- Center fielder
- Born: November 9, 1920 Bay City, Michigan, U.S.
- Died: October 24, 2001 (aged 80) Glenview, Illinois, U.S.
- Batted: RightThrew: Right

MLB debut
- August 29, 1942, for the Chicago White Sox

Last MLB appearance
- September 25, 1945, for the Chicago White Sox

MLB statistics
- Batting average: .149
- Home runs: 0
- Runs batted in: 5
- Stats at Baseball Reference

Teams
- Chicago White Sox (1942, 1945);

= Bill Mueller (outfielder) =

American baseball player (1920–2001)

William Lawrence Mueller (November 9, 1920 – October 24, 2001) was an American professional baseball center fielder who played for the Chicago White Sox of Major League Baseball in 1942 and 1945. Mueller's career was interrupted while he served in the military during World War II, causing him to miss the 1943 and 1944 seasons. Listed at 6 ft 1.5 in and 180 lb, he batted and threw right-handed.

==Career==
Mueller first played professionally in 1939, appearing in 16 games for the Class D Alexandria Aces of the Evangeline Baseball League. He pitched in 12 of those 16 games, compiling a 2–4 record with a 4.08 earned run average (ERA).

In 1940, baseball records indicate that Mueller played for three different teams, one in Class C and two in Class B; however, his statistics for this season are incomplete. Newspaper reports of the era show that he was pitching with the Hazleton Mountaineers of the Interstate League in May, and for the Saginaw Athletics of the Michigan State League in June. It does not appear that Mueller pitched again after this season.

In 1941, he appeared in 103 games for the Class D Jonesboro White Sox of the Northeast Arkansas League, compiling a .278 batting average. In 1942, Mueller split time between the Class B Waterloo Hawks of the Three–I League (99 games) and the major league Chicago White Sox (26 games, in late August and September). His contract was purchased by the White Sox when outfielder Taffy Wright had to report for military duty. Mueller batted .276 with Waterloo and only .165 with Chicago.

Mueller served in the United States Navy from December 1942 through July 1945, thus missing the 1943 and 1944 baseball seasons. During August and September 1945, Mueller appeared in 13 games for the White Sox, going hitless in nine at bats. In 1946, Mueller played for two Double-A teams in the Texas League; the Tulsa Oilers and the Dallas Rebels, farm teams for the Chicago Cubs and Detroit Tigers, respectively.
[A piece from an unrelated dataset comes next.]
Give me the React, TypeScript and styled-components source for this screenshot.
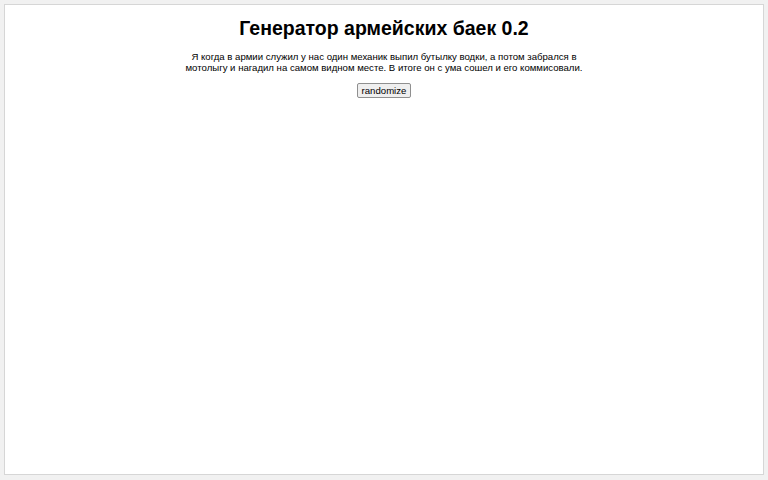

He did not play professionally after 1946.

With the White Sox, Mueller appeared in a total of 39 major league games, batting 14-for-94 (.149) with five runs batted in (RBIs) and no home runs.

==Personal life==
Mueller went to Bay City Central High School in Bay City, Michigan, where he was a three-sport athlete; baseball, basketball, and football. He met his wife, Ruth Ann, when he was serving in the Navy; they were married 1944, and later had two sons.

After his baseball career, Mueller worked for a jewelry supply company and later ran his own jewelry store. He died in October 2001 at age 80; he is interred at Memorial Park Cemetery in Skokie, Illinois.